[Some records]
------------------------
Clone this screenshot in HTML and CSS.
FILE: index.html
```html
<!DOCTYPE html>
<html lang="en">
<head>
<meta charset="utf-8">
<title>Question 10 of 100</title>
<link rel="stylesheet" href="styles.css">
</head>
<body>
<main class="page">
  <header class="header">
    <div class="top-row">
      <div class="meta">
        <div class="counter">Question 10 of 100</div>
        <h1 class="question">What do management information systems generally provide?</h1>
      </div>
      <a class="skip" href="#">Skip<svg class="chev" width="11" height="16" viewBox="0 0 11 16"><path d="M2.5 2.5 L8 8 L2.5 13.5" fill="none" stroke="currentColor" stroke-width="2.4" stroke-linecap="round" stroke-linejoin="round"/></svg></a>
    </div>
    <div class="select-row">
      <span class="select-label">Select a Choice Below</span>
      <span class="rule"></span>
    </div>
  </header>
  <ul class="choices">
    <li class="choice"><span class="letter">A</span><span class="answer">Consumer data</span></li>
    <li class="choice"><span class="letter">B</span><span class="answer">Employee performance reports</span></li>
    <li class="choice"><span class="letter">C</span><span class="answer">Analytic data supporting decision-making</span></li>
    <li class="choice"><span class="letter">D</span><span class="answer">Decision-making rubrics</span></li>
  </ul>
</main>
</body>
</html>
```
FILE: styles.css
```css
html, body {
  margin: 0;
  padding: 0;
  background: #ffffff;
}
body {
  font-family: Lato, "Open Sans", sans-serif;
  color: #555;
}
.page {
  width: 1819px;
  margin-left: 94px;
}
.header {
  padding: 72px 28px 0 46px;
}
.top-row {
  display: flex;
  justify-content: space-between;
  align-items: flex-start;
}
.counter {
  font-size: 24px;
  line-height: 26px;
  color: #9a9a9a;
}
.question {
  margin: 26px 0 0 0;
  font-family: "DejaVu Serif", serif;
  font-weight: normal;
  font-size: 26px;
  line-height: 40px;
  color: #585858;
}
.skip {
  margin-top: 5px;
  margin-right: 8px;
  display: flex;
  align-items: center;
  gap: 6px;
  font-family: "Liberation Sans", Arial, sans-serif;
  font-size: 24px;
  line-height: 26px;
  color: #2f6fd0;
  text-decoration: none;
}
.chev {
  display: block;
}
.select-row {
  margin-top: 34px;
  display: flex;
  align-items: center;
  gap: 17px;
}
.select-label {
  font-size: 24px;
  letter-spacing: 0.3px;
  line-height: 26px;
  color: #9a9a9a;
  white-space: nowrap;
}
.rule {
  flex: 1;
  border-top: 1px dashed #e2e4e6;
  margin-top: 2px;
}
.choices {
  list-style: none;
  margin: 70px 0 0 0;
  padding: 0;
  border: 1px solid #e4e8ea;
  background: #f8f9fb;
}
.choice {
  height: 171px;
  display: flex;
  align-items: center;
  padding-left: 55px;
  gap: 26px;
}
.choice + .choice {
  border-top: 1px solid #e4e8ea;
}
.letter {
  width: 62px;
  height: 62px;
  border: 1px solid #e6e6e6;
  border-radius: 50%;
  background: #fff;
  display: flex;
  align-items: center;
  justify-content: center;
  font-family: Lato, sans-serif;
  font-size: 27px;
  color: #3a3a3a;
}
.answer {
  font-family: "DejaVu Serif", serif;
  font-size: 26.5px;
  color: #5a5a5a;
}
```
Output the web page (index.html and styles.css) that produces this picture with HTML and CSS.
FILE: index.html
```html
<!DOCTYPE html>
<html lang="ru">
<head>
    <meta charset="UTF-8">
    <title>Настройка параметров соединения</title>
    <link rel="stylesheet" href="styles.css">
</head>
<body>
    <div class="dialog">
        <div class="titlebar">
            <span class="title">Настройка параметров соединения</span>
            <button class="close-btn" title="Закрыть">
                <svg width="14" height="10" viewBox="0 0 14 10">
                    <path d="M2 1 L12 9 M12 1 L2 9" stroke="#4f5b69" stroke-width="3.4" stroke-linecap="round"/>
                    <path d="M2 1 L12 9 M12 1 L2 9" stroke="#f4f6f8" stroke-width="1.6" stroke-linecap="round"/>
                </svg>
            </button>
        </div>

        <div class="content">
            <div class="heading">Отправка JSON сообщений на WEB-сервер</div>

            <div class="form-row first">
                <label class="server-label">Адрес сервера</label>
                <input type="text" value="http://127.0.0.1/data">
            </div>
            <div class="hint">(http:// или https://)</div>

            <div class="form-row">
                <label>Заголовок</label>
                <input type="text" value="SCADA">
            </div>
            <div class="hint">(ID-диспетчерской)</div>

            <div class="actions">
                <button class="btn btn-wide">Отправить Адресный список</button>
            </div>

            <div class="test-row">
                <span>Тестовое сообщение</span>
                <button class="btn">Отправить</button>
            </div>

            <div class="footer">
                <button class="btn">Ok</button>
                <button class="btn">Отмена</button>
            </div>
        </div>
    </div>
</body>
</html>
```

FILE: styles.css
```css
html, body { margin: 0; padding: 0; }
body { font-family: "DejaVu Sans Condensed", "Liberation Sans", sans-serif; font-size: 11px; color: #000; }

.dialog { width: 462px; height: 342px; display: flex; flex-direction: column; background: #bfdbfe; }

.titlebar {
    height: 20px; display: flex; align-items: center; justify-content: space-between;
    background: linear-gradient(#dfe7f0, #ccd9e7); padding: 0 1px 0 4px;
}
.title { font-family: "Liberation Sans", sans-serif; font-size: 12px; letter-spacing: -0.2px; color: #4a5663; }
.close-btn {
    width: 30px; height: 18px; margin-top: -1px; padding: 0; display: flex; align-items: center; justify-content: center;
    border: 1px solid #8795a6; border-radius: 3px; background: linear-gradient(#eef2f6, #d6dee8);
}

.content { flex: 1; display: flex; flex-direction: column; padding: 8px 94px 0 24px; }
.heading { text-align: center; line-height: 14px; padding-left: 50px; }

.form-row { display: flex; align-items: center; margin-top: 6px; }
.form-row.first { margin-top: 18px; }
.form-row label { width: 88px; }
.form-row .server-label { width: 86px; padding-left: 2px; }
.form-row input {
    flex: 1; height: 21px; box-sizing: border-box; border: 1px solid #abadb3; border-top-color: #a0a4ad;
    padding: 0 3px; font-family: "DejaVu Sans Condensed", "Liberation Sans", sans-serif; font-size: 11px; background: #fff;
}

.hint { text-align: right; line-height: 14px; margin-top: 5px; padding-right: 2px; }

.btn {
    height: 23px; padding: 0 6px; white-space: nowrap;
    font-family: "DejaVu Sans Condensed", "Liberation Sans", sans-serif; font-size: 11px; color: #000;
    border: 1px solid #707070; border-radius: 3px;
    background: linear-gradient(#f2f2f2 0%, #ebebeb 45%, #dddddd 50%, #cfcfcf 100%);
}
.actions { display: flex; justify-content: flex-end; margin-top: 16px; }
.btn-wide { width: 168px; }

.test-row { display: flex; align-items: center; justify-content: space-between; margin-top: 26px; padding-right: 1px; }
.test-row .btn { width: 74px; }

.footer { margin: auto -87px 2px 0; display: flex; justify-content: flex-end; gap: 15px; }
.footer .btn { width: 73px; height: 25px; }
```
------------------------
Within the listing above, work out how many lines contain the string "page", and reply with that number only.

3